= Michael Heneage =

16th-century English politician and antiquary

Michael Heneage (1540–1600) was an English politician and antiquary. He was the Member of Parliament for Arundel, East Grinstead, Tavistock and Wigan.

==Life==
He was a younger brother of Thomas Heneage, and was elected Fellow of St John's College, Cambridge, in 1563 (B.A. 1562–3, M.A. 1566).

He was chosen M.P. for Arundel in 1571, for East Grinstead in 1572, for Tavistock in February 1588–9, and for Wigan in February 1592–3. With his brother Thomas, Michael was appointed a keeper of the records in the Tower of London about 1578.
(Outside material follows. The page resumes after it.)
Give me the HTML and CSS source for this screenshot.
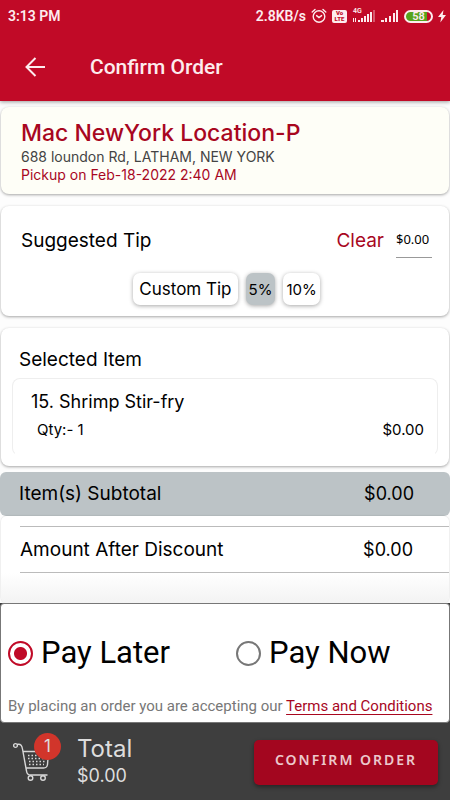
FILE: index.html
```
<!DOCTYPE html>
<html lang="en">
<head>
<meta charset="UTF-8">
<meta name="viewport" content="width=device-width, initial-scale=1">
<title>Confirm Order</title>
<link rel="stylesheet" href="styles.css">
</head>
<body>
<header class="app-bar">
    <div class="status-bar">
        <span>3:13 PM</span>
        <div class="status-icons">
            <span>2.8KB/s</span>
            <svg width="16" height="16" viewBox="0 0 16 16" fill="none" stroke="currentColor" stroke-width="1.4" stroke-linecap="round">
                <circle cx="8" cy="8.5" r="5.8"/>
                <path d="M5.6 7.6 8 9.6l2.6-2M1.2 4 4 1.4M14.8 4 12 1.4"/>
            </svg>
            <span class="volte"><b>Vo</b><b>LTE</b></span>
            <div class="signal">
                <span class="network">4G</span>
                <svg width="24" height="14" viewBox="0 0 24 14" fill="currentColor">
                    <path d="M1 9h1v4H1zM3 9h1v4H3zM6 11h2v2H6zM9 9h2v4H9zM12 7h2v6h-2zM15 5h2v8h-2zM18 3h2v10h-2z"/>
                    <path d="M21 1h2v12h-2z" opacity=".35"/>
                </svg>
            </div>
            <svg width="18" height="14" viewBox="0 0 18 14" fill="currentColor">
                <path d="M0 11h3v2H0zM4 9h2v4H4zM8 7h2v6H8zM12 4h2v9h-2zM15 1h2v12h-2z"/>
            </svg>
            <span class="battery">58</span>
            <svg width="8" height="14" viewBox="0 0 8 14" fill="currentColor">
                <path d="M5.500 1 0 8h3.300L2.300 13.500 8 6H4.700z"/>
            </svg>
        </div>
    </div>
    <div class="toolbar">
        <button class="back" aria-label="Back">
            <svg width="22" height="22" viewBox="0 0 22 22" fill="none" stroke="currentColor" stroke-width="2">
                <path d="M21 11H2.500M11.500 2 2.500 11l9 9"/>
            </svg>
        </button>
        <h1>Confirm Order</h1>
    </div>
</header>

<main>
    <section class="card location">
        <h2>Mac NewYork Location-P</h2>
        <p>688 loundon Rd, LATHAM, NEW YORK</p>
        <p class="pickup">Pickup on Feb-18-2022 2:40 AM</p>
    </section>

    <section class="card tip">
        <div class="tip-head">
            <label for="tip">Suggested Tip</label>
            <button class="clear">Clear</button>
            <input type="text" id="tip" value="$0.00">
        </div>
        <div class="tip-options">
            <button class="custom">Custom Tip</button>
            <button class="selected">5%</button>
            <button>10%</button>
        </div>
    </section>

    <section class="card items">
        <h3>Selected Item</h3>
        <div class="item">
            <h4>15. Shrimp Stir-fry</h4>
            <div class="item-row">
                <span>Qty:- 1</span>
                <span>$0.00</span>
            </div>
        </div>
    </section>

    <section class="summary">
        <div class="subtotal">
            <span>Item(s) Subtotal</span>
            <span class="amount">$0.00</span>
        </div>
        <div class="totals">
            <div class="discount">
                <span>Amount After Discount</span>
                <span class="amount">$0.00</span>
            </div>
        </div>
    </section>
</main>

<footer>
    <div class="payment">
        <div class="pay-options">
            <label><input type="radio" name="pay" checked>Pay Later</label>
            <label><input type="radio" name="pay">Pay Now</label>
        </div>
        <p>By placing an order you are accepting our <a href="#">Terms and Conditions</a></p>
    </div>
    <div class="bottom-bar">
        <div class="cart">
            <svg width="38" height="40" viewBox="0 0 38 40" fill="none" stroke="#d8d8d8" stroke-width="1.400" stroke-linejoin="round">
                <circle cx="2.500" cy="3.500" r="1.900"/>
                <path d="M4 2.500C8 1.500 9 4 9.500 7l4 22c.3 2.500 1.500 4 4 4h17M10 9.500h25.500l-1 13c-.3 2.500-1.500 3.500-4 3.500H13"/>
                <circle cx="17.500" cy="36" r="2.300"/>
                <circle cx="30" cy="36" r="2.300"/>
                <path d="M15 13.500h17M15 16.500h17M16 19.500h16M16 22.500h15" stroke-dasharray="1.500 2"/>
            </svg>
            <span class="badge">1</span>
        </div>
        <div class="total">
            <span class="total-label">Total</span>
            <span>$0.00</span>
        </div>
        <button class="confirm">CONFIRM ORDER</button>
    </div>
</footer>
</body>
</html>
```
FILE: styles.css
```
* {
    box-sizing: border-box;
}
body {
    margin: 0;
    min-height: 100vh;
    display: flex;
    flex-direction: column;
    font-family: Inter, sans-serif;
    font-size: 19px;
    color: #000;
    background-color: #fdfdfd;
}
h1, h2, h3, h4, p {
    margin: 0;
    font-weight: 400;
}
button {
    font-family: inherit;
    color: inherit;
    border: none;
    padding: 0;
    background: none;
    cursor: pointer;
}

/* header */
.app-bar {
    background-color: #c10a27;
    color: #fdecee;
    font-family: Roboto, sans-serif;
    box-shadow: 0 1px 4px rgba(0, 0, 0, 0.4);
}
.status-bar {
    display: flex;
    justify-content: space-between;
    align-items: center;
    height: 32px;
    padding: 0 4px 0 8px;
    font-size: 14px;
    font-weight: 600;
}
.status-icons {
    display: flex;
    align-items: center;
    gap: 5px;
}
.status-icons svg {
    flex-shrink: 0;
}
.volte {
    display: flex;
    flex-direction: column;
    align-items: center;
    width: 15px;
    height: 13px;
    border-radius: 2px;
    background-color: #fdecee;
    color: #c10a27;
    font-size: 6px;
    line-height: 6px;
}
.signal {
    position: relative;
    display: flex;
}
.network {
    position: absolute;
    top: -1px;
    left: 1px;
    font-size: 7px;
    line-height: 6px;
}
.battery {
    width: 29px;
    height: 13px;
    border: 2px solid #fdecee;
    border-radius: 7px;
    background: linear-gradient(90deg, #55a51c 85%, #c10a27 85%);
    font-size: 11px;
    line-height: 9px;
    text-align: center;
}
.toolbar {
    display: flex;
    align-items: center;
    height: 69px;
    padding: 0 24px;
    gap: 44px;
}
.back {
    display: flex;
}
.toolbar h1 {
    font-size: 21px;
    font-weight: 500;
}

/* cards */
main {
    flex: 1;
    display: flex;
    flex-direction: column;
    gap: 12px;
    padding: 6px 1px 0;
}
.card {
    background-color: #fff;
    border-radius: 8px;
    box-shadow: 0 1px 3px rgba(0, 0, 0, 0.35);
}
.location {
    padding: 11px 20px 10px;
    background-color: #fefef7;
    font-size: 14px;
    line-height: 18px;
    color: #444;
}
.location h2 {
    font-size: 23px;
    font-weight: 500;
    line-height: 30px;
    color: #a8071f;
}
.location .pickup {
    color: #a8071f;
}
.tip {
    padding: 22px 17px 11px 20px;
}
.tip-head {
    display: flex;
    align-items: flex-start;
    gap: 12px;
    line-height: 26px;
}
.tip-head label {
    flex: 1;
}
.clear {
    color: #a8071f;
    font-size: 19px;
    line-height: 26px;
}
.tip-head input {
    width: 36px;
    height: 30px;
    padding: 0 0 8px;
    border: none;
    border-bottom: 1px solid #999;
    background: none;
    font-family: "Noto Sans", sans-serif;
    font-size: 13px;
}
.tip-options {
    display: flex;
    justify-content: center;
    gap: 8px;
    margin-top: 15px;
}
.tip-options button {
    height: 32px;
    padding: 0 3px;
    border-radius: 7px;
    box-shadow: 0 1px 4px rgba(0, 0, 0, 0.35);
    background-color: #fff;
    font-size: 15px;
}
.tip-options .custom {
    padding: 0 6px;
    font-size: 17px;
}
.tip-options .selected {
    background-color: #bcc3c6;
}
.items {
    padding: 22px 11px 10px;
}
.items h3 {
    padding-left: 7px;
    font-size: 19px;
    line-height: 20px;
}
.item {
    margin-top: 8px;
    padding: 12px 13px 15px 18px;
    border: 1px solid #eee;
    border-bottom-color: #fff;
    border-radius: 8px;
}
.item h4 {
    font-size: 18px;
    line-height: 22px;
}
.item-row {
    display: flex;
    justify-content: space-between;
    margin-top: 7px;
    padding-left: 6px;
    font-size: 15px;
    line-height: 20px;
}

/* summary */
.summary {
    flex: 1;
    display: flex;
    flex-direction: column;
    margin: -6px -1px 0;
}
.subtotal {
    display: flex;
    justify-content: space-between;
    padding: 0 36px 0 19px;
    line-height: 44px;
    border-radius: 6px;
    background-color: #bcc3c6;
}
.amount {
    font-size: 18px;
}
.totals {
    flex: 1;
    margin: 0 1px;
    padding: 10px 0 30px 19px;
    border-radius: 6px;
    background: linear-gradient(#fff 65%, #f3f3f3);
    box-shadow: 0 0 2px rgba(0, 0, 0, 0.2);
}
.discount {
    display: flex;
    justify-content: space-between;
    padding-right: 36px;
    line-height: 45px;
    border-top: 1px solid #bbb;
    border-bottom: 1px solid #bbb;
}

/* payment and bottom bar */
footer {
    background-color: #3e3e3e;
}
.payment {
    padding: 24px 7px 6px;
    border: 1px solid #777;
    border-radius: 4px;
    background-color: #fff;
    font-family: Roboto, sans-serif;
}
.pay-options {
    display: grid;
    grid-template-columns: 228px 1fr;
}
.pay-options label {
    display: flex;
    align-items: center;
    gap: 8px;
    font-size: 31px;
    line-height: 50px;
}
.pay-options input {
    appearance: none;
    width: 25px;
    height: 25px;
    margin: 0;
    border: 2px solid #777;
    border-radius: 50%;
}
.pay-options input:checked {
    border-color: #c00a27;
    background: radial-gradient(circle, #c00a27 6px, #fff 7px);
}
.payment p {
    margin-top: 18px;
    font-size: 15px;
    line-height: 20px;
    color: #777;
}
.payment a {
    color: #a8071f;
    text-underline-offset: 3px;
}
.bottom-bar {
    display: flex;
    align-items: center;
    height: 78px;
    padding: 0 12px 0 13px;
    color: #ddd;
}
.cart {
    position: relative;
    display: flex;
    width: 64px;
}
.badge {
    position: absolute;
    top: -9px;
    left: 21px;
    width: 27px;
    height: 27px;
    border-radius: 50%;
    background-color: #d1352b;
    font-size: 17px;
    line-height: 27px;
    text-align: center;
}
.total {
    flex: 1;
    display: flex;
    flex-direction: column;
    font-size: 18px;
    line-height: 27px;
}
.total-label {
    font-size: 24px;
}
.confirm {
    width: 184px;
    height: 45px;
    padding-bottom: 6px;
    border-radius: 5px;
    background-color: #a3061f;
    box-shadow: 0 2px 4px rgba(0, 0, 0, 0.4);
    color: #ecc8cc;
    font-family: "Noto Sans", sans-serif;
    font-size: 14px;
    font-weight: 600;
    letter-spacing: 2px;
}
```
He lived for many years in the parish of St Catharine Coleman, London, but also possessed some landed property, mainly in Essex. He died on 30 December 1600, having married, on 12 August 1577, Grace, daughter of Robert Honeywood of Charing, Kent. She survived him, and by her, he had a family of ten children.

==Works==
He was a member of the Society of Antiquaries, and two papers by him read before the society—‘of the Antiquity of Arms in England,’ and ‘of Sterling Money’—were printed by Thomas Hearne. A manuscript by him, ‘Collections out of various Charters, &c., relating to the Noble Families in England,’ is in the Cottonian Library (Claudius C.I.).

The University of Cambridge thanked him for the assistance he rendered to Robert Hare, the compiler of the university records, and Thomas Milles acknowledges his aid in his ‘Catalogue of Honor.’